Data section:
+--
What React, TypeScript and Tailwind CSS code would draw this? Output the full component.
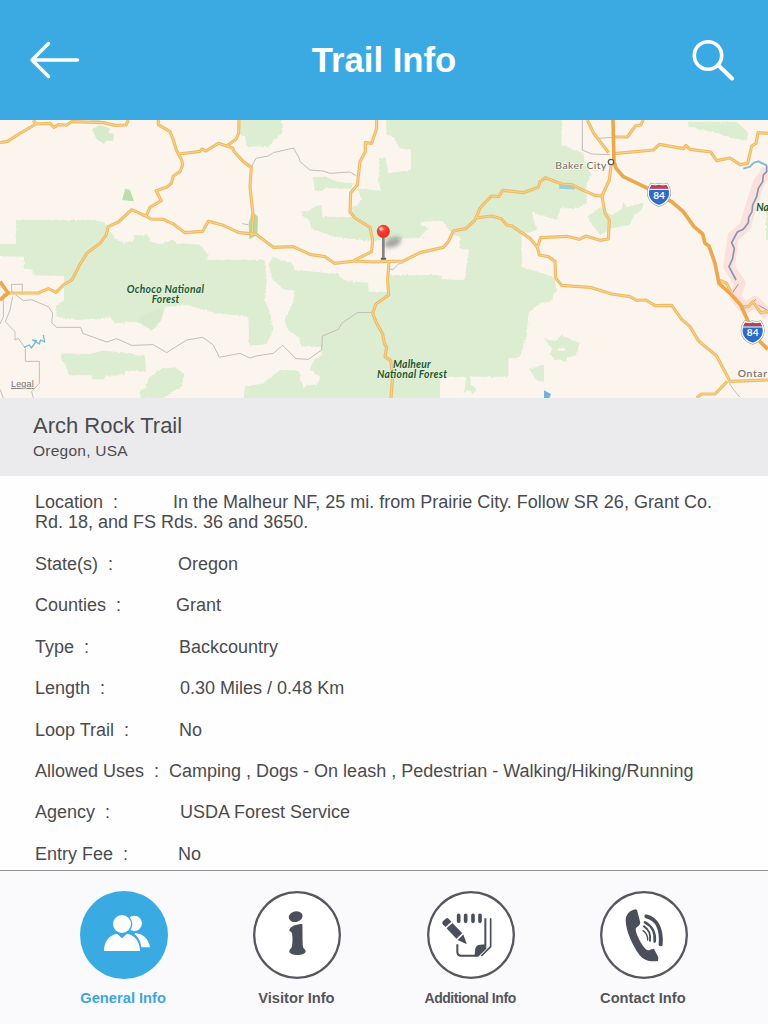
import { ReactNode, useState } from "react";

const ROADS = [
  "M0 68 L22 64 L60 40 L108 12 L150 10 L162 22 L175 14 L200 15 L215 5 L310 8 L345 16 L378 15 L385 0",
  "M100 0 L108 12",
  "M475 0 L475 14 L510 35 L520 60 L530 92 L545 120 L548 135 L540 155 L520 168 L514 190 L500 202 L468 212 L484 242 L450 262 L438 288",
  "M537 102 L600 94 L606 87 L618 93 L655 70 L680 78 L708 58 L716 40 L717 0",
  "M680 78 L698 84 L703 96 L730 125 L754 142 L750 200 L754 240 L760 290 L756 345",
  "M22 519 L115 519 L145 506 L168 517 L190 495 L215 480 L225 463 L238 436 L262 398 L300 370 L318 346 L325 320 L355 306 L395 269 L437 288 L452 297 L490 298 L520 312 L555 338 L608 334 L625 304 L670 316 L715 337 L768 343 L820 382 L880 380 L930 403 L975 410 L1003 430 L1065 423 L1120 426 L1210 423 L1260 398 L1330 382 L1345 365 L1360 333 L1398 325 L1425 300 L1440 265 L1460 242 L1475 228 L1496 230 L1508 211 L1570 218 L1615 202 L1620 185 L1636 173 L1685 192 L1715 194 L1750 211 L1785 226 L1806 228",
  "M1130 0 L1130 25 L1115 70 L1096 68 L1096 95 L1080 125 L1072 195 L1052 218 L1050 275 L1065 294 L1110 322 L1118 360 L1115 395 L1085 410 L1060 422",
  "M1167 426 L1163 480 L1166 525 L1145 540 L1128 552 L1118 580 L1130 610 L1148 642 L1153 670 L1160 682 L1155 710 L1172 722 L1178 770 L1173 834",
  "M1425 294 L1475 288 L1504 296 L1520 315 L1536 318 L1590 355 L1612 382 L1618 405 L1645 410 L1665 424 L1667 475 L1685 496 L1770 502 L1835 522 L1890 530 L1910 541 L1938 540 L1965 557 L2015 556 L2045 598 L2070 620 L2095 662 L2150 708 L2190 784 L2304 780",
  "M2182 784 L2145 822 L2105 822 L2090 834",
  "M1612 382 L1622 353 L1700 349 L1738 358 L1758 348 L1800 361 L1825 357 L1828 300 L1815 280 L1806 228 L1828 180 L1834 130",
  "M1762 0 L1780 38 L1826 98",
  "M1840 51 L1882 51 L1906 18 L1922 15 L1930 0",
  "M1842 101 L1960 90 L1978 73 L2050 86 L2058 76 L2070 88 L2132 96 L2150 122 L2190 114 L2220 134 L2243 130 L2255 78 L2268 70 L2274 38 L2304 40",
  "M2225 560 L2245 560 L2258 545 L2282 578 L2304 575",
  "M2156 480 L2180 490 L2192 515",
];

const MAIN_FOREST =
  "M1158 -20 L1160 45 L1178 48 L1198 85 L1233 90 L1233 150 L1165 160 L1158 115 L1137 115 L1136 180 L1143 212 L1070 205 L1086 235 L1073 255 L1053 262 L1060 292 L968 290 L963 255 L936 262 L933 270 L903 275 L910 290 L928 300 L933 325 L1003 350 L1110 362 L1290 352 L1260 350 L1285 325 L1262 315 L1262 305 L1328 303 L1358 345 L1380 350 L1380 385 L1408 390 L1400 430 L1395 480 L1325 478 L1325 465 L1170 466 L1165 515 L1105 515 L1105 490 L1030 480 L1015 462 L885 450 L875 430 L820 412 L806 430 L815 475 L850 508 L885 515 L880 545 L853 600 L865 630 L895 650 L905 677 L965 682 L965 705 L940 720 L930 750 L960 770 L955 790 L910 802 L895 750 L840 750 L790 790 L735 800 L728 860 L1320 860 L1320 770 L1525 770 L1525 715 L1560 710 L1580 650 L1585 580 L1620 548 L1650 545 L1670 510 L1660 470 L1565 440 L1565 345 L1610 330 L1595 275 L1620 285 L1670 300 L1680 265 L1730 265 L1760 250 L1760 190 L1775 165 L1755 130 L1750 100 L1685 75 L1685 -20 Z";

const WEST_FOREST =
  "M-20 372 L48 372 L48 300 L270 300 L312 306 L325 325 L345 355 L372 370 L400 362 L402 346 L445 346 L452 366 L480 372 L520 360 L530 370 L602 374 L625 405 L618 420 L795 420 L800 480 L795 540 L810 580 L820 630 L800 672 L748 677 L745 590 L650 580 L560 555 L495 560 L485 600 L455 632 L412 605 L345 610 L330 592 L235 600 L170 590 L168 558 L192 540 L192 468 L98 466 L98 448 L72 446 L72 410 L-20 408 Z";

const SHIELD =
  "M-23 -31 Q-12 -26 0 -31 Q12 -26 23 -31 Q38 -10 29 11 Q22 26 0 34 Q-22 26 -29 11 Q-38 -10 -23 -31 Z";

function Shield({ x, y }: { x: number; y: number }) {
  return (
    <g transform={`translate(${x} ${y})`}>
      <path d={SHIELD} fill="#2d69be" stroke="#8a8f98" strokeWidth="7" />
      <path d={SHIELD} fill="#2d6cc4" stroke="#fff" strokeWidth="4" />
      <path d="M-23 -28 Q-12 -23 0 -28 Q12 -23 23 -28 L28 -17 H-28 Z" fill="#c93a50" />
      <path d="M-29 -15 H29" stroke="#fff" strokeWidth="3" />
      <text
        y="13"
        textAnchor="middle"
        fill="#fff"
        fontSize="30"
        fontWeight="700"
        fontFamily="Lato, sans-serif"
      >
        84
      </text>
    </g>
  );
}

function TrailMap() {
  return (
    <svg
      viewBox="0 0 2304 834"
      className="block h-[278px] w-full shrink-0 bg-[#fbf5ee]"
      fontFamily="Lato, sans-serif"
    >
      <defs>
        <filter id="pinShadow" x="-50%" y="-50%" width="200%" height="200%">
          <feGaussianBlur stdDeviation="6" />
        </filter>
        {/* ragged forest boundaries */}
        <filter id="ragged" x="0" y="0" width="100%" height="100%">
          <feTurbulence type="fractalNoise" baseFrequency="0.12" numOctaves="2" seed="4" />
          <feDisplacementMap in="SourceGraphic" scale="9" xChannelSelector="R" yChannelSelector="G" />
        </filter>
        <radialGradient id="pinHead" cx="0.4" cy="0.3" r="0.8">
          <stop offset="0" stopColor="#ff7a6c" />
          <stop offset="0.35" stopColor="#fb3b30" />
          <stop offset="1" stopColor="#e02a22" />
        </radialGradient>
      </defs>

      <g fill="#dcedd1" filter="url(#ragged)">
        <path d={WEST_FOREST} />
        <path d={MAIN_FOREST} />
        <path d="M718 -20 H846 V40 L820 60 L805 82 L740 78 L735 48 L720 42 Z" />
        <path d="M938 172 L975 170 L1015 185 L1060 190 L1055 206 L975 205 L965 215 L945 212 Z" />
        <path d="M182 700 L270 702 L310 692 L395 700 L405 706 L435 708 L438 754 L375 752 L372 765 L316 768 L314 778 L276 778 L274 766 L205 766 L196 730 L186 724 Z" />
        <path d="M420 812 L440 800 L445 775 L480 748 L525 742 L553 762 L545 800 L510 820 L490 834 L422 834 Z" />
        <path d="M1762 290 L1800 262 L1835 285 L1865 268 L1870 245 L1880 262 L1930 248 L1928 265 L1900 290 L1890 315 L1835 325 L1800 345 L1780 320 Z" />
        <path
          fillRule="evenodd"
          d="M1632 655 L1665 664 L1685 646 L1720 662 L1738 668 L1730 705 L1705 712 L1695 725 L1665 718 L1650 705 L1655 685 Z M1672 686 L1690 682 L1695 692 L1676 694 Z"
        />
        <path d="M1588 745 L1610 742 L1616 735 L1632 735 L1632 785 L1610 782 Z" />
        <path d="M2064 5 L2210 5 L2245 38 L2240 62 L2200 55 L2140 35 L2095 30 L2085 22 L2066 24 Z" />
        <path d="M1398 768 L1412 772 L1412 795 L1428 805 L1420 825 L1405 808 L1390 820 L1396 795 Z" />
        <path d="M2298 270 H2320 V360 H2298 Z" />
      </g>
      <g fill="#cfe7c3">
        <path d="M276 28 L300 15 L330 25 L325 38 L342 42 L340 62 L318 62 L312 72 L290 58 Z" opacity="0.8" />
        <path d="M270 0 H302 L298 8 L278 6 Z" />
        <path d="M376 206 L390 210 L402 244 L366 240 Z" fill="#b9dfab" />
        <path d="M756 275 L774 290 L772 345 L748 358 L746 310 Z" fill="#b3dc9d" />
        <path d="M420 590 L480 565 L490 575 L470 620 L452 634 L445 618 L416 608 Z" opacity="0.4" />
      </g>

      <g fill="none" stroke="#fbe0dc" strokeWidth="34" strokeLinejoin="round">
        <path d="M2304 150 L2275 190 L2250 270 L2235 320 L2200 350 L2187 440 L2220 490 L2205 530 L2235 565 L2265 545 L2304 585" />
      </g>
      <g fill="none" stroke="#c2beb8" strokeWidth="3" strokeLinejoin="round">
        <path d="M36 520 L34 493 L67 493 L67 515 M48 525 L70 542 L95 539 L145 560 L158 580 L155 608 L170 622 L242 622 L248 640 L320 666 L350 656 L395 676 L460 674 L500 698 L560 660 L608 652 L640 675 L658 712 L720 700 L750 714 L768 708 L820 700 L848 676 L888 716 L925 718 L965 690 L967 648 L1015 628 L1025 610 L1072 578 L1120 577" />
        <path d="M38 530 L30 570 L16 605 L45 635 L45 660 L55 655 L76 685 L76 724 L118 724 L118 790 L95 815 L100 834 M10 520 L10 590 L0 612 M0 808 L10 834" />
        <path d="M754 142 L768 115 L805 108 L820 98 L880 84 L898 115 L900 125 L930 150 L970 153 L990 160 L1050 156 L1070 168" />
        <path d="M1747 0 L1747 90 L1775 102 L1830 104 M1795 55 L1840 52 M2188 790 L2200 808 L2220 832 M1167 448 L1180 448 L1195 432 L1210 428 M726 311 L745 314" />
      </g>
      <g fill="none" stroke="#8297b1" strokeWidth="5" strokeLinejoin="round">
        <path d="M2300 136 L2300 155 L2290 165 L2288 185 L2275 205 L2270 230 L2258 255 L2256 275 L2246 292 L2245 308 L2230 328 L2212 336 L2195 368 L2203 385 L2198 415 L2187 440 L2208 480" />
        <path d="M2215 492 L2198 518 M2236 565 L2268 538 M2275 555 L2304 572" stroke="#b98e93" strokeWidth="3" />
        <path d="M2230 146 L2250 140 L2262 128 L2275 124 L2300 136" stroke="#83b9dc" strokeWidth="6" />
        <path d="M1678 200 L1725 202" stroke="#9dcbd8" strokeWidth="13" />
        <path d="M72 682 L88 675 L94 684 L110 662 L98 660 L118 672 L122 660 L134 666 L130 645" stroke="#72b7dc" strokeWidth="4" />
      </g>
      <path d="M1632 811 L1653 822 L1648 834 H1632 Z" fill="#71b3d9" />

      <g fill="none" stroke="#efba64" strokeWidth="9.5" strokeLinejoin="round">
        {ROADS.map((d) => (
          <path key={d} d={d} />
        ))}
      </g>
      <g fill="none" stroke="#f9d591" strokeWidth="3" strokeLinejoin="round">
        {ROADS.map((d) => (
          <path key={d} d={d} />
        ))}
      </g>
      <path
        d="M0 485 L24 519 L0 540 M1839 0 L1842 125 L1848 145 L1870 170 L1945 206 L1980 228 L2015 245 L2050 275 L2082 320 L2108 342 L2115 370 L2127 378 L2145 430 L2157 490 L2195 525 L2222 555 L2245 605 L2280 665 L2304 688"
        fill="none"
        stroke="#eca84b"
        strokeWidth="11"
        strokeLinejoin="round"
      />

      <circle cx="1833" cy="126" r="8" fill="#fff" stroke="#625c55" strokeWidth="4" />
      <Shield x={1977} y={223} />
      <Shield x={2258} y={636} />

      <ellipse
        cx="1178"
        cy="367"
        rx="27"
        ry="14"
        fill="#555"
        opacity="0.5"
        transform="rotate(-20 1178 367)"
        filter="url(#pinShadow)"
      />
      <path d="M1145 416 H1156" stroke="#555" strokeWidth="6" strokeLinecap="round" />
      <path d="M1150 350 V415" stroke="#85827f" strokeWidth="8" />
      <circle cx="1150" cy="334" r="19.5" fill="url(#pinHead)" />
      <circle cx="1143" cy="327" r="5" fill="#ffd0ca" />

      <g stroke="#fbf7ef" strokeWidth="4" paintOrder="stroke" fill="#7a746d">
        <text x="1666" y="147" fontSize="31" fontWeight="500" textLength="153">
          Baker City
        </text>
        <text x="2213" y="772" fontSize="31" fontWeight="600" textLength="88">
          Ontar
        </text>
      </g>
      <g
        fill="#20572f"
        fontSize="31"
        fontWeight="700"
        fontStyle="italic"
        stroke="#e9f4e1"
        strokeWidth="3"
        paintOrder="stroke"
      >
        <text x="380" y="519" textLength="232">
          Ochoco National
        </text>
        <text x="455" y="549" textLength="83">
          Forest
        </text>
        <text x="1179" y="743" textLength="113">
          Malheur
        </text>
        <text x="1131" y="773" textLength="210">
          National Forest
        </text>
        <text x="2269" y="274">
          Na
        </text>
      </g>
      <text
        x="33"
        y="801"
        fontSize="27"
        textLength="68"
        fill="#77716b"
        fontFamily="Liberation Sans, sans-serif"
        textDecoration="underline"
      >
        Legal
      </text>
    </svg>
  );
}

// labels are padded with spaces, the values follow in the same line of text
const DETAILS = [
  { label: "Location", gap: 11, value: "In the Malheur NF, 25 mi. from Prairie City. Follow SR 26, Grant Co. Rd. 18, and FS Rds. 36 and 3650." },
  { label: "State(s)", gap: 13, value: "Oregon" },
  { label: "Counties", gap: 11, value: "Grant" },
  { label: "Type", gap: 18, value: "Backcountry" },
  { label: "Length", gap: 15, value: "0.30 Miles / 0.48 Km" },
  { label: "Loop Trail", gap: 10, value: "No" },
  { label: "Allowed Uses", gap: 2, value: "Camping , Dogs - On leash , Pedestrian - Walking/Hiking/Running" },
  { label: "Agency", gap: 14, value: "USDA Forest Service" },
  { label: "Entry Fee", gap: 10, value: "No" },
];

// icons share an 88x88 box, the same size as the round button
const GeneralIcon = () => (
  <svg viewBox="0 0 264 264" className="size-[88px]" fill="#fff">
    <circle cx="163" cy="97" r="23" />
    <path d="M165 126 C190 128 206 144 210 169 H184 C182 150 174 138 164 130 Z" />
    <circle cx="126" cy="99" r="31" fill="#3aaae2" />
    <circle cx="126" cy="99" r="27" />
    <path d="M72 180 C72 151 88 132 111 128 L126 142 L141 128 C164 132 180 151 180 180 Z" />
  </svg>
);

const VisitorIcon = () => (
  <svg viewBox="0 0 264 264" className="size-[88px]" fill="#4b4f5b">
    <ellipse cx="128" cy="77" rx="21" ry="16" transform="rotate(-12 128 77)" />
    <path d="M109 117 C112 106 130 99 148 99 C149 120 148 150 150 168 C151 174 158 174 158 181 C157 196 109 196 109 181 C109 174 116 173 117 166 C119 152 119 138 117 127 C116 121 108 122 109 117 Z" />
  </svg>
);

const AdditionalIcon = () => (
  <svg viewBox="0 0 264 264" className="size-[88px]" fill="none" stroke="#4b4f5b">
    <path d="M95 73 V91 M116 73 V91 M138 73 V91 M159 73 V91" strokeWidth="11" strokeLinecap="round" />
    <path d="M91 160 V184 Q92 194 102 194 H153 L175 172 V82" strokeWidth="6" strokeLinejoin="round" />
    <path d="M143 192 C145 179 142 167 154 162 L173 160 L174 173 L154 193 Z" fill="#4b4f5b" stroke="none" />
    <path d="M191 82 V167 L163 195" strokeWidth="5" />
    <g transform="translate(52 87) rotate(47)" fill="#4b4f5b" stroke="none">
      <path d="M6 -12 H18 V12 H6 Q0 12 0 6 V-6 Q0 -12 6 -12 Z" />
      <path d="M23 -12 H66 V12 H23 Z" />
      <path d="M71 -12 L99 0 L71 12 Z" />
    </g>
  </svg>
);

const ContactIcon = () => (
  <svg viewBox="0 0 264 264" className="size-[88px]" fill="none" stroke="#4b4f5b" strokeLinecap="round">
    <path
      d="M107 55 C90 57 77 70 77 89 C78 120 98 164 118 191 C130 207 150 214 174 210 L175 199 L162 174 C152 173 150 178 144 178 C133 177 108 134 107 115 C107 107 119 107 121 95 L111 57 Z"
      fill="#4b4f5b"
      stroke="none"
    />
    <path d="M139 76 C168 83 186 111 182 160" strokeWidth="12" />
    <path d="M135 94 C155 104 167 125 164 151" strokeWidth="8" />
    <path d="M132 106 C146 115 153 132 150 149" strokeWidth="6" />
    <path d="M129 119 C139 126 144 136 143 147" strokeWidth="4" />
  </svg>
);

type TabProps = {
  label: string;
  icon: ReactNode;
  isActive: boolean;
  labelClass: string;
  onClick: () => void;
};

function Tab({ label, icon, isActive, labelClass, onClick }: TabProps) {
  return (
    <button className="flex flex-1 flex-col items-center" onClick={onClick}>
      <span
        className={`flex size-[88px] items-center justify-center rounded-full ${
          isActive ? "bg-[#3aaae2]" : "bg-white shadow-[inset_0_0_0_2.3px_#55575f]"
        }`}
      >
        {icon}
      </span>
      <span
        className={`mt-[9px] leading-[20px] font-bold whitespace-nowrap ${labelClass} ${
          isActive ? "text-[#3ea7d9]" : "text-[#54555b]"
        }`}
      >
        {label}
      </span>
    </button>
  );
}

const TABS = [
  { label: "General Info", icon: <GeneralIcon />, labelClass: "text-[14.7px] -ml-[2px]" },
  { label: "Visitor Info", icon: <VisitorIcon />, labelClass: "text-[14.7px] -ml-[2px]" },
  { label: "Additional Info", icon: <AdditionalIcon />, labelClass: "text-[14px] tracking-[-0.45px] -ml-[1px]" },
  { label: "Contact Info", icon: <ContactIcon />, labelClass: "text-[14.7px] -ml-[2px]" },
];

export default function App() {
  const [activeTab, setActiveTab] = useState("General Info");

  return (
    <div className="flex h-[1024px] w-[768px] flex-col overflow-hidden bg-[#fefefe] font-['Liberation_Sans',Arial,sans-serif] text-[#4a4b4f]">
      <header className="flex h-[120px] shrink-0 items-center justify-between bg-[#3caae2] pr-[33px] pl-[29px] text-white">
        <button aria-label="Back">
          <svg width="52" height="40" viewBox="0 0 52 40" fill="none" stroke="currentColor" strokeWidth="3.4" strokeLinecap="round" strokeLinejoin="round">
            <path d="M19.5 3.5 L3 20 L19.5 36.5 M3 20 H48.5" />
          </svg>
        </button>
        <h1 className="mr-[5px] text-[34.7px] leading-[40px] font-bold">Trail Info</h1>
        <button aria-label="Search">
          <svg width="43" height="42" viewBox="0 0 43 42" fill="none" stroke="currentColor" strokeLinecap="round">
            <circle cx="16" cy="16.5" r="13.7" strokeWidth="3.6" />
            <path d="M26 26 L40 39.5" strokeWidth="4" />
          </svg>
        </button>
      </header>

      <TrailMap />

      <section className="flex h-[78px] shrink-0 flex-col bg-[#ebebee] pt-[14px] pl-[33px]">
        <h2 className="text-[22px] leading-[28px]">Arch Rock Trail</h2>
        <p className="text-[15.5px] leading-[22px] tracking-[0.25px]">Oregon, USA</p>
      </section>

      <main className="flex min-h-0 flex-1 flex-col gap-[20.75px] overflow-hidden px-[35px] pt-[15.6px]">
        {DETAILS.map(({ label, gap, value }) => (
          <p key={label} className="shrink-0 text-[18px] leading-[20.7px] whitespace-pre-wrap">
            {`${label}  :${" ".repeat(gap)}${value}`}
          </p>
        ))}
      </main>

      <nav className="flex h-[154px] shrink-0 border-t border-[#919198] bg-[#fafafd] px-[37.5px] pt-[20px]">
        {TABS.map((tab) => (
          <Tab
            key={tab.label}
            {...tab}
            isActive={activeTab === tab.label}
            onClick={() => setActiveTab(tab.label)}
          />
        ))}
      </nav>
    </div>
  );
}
+--
Pick every line with "full" in it and copy it.

Answer to this problem:
What React, TypeScript and Tailwind CSS code would draw this? Output the full component.
      className="block h-[278px] w-full shrink-0 bg-[#fbf5ee]"
        className={`flex size-[88px] items-center justify-center rounded-full ${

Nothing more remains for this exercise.